**What the task asks**
Repeat the lines below exactly as they appear, but leave out the images.

**Raw data**
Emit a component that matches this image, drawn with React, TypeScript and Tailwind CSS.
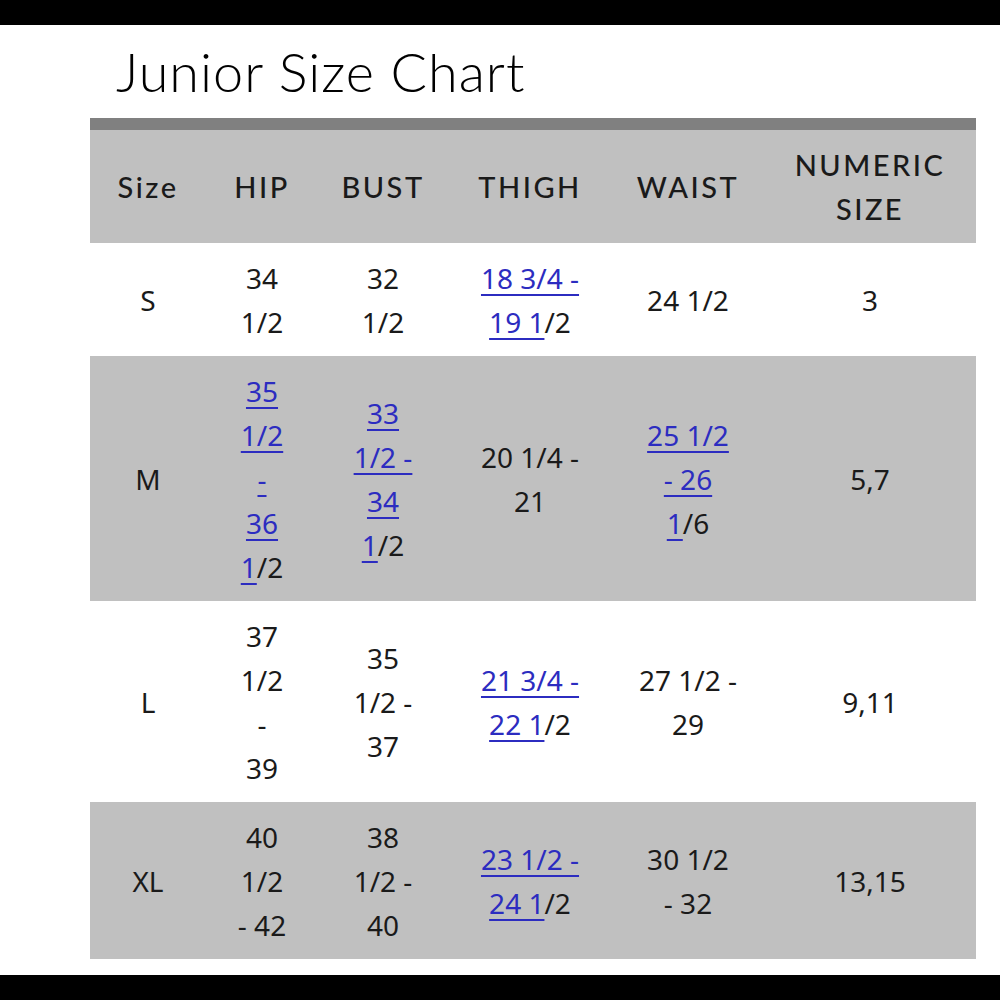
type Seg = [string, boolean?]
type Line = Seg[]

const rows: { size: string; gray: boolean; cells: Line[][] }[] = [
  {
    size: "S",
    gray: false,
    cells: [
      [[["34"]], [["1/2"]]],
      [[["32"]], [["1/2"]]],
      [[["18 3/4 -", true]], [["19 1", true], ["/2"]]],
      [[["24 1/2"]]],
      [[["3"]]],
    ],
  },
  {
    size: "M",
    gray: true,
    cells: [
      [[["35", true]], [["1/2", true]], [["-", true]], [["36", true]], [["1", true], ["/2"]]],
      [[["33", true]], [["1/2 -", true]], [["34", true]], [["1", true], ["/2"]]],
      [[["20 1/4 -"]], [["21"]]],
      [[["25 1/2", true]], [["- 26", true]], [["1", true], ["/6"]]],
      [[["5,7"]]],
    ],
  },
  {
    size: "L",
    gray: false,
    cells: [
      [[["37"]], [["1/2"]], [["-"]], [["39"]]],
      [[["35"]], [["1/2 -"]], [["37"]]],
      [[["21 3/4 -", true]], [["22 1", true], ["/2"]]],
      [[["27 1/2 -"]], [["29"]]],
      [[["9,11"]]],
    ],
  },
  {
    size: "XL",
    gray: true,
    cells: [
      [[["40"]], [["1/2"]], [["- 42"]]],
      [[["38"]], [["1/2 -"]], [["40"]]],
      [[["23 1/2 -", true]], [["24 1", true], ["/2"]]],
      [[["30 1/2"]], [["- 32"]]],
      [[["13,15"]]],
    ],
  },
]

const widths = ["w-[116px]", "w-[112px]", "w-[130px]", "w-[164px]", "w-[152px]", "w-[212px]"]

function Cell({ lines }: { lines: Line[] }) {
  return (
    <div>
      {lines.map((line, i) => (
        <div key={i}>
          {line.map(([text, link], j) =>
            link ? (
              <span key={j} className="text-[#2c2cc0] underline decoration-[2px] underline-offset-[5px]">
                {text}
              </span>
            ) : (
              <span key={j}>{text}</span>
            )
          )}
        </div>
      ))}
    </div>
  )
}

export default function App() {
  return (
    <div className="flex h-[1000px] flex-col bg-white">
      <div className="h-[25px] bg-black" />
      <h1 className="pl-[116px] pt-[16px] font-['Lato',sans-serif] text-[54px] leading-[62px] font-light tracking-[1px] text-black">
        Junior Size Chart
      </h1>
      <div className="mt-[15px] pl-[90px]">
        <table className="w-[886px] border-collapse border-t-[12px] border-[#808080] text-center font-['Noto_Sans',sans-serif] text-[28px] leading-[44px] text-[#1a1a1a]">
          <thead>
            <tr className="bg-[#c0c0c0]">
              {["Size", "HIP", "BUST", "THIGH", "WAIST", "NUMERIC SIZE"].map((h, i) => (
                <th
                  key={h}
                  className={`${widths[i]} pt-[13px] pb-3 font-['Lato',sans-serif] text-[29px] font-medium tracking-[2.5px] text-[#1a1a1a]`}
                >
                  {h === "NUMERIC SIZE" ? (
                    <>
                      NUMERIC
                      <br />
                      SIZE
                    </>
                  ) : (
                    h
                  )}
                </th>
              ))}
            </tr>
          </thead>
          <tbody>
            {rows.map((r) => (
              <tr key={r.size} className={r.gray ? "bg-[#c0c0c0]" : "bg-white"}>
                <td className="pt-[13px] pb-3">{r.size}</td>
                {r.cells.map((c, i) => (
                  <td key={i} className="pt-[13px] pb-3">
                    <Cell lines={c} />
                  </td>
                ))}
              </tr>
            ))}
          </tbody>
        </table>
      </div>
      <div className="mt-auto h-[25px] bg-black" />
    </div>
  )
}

**Full solution**
Emit a component that matches this image, drawn with React, TypeScript and Tailwind CSS.
type Seg = [string, boolean?]
type Line = Seg[]

const rows: { size: string; gray: boolean; cells: Line[][] }[] = [
  {
    size: "S",
    gray: false,
    cells: [
      [[["34"]], [["1/2"]]],
      [[["32"]], [["1/2"]]],
      [[["18 3/4 -", true]], [["19 1", true], ["/2"]]],
      [[["24 1/2"]]],
      [[["3"]]],
    ],
  },
  {
    size: "M",
    gray: true,
    cells: [
      [[["35", true]], [["1/2", true]], [["-", true]], [["36", true]], [["1", true], ["/2"]]],
      [[["33", true]], [["1/2 -", true]], [["34", true]], [["1", true], ["/2"]]],
      [[["20 1/4 -"]], [["21"]]],
      [[["25 1/2", true]], [["- 26", true]], [["1", true], ["/6"]]],
      [[["5,7"]]],
    ],
  },
  {
    size: "L",
    gray: false,
    cells: [
      [[["37"]], [["1/2"]], [["-"]], [["39"]]],
      [[["35"]], [["1/2 -"]], [["37"]]],
      [[["21 3/4 -", true]], [["22 1", true], ["/2"]]],
      [[["27 1/2 -"]], [["29"]]],
      [[["9,11"]]],
    ],
  },
  {
    size: "XL",
    gray: true,
    cells: [
      [[["40"]], [["1/2"]], [["- 42"]]],
      [[["38"]], [["1/2 -"]], [["40"]]],
      [[["23 1/2 -", true]], [["24 1", true], ["/2"]]],
      [[["30 1/2"]], [["- 32"]]],
      [[["13,15"]]],
    ],
  },
]

const widths = ["w-[116px]", "w-[112px]", "w-[130px]", "w-[164px]", "w-[152px]", "w-[212px]"]

function Cell({ lines }: { lines: Line[] }) {
  return (
    <div>
      {lines.map((line, i) => (
        <div key={i}>
          {line.map(([text, link], j) =>
            link ? (
              <span key={j} className="text-[#2c2cc0] underline decoration-[2px] underline-offset-[5px]">
                {text}
              </span>
            ) : (
              <span key={j}>{text}</span>
            )
          )}
        </div>
      ))}
    </div>
  )
}

export default function App() {
  return (
    <div className="flex h-[1000px] flex-col bg-white">
      <div className="h-[25px] bg-black" />
      <h1 className="pl-[116px] pt-[16px] font-['Lato',sans-serif] text-[54px] leading-[62px] font-light tracking-[1px] text-black">
        Junior Size Chart
      </h1>
      <div className="mt-[15px] pl-[90px]">
        <table className="w-[886px] border-collapse border-t-[12px] border-[#808080] text-center font-['Noto_Sans',sans-serif] text-[28px] leading-[44px] text-[#1a1a1a]">
          <thead>
            <tr className="bg-[#c0c0c0]">
              {["Size", "HIP", "BUST", "THIGH", "WAIST", "NUMERIC SIZE"].map((h, i) => (
                <th
                  key={h}
                  className={`${widths[i]} pt-[13px] pb-3 font-['Lato',sans-serif] text-[29px] font-medium tracking-[2.5px] text-[#1a1a1a]`}
                >
                  {h === "NUMERIC SIZE" ? (
                    <>
                      NUMERIC
                      <br />
                      SIZE
                    </>
                  ) : (
                    h
                  )}
                </th>
              ))}
            </tr>
          </thead>
          <tbody>
            {rows.map((r) => (
              <tr key={r.size} className={r.gray ? "bg-[#c0c0c0]" : "bg-white"}>
                <td className="pt-[13px] pb-3">{r.size}</td>
                {r.cells.map((c, i) => (
                  <td key={i} className="pt-[13px] pb-3">
                    <Cell lines={c} />
                  </td>
                ))}
              </tr>
            ))}
          </tbody>
        </table>
      </div>
      <div className="mt-auto h-[25px] bg-black" />
    </div>
  )
}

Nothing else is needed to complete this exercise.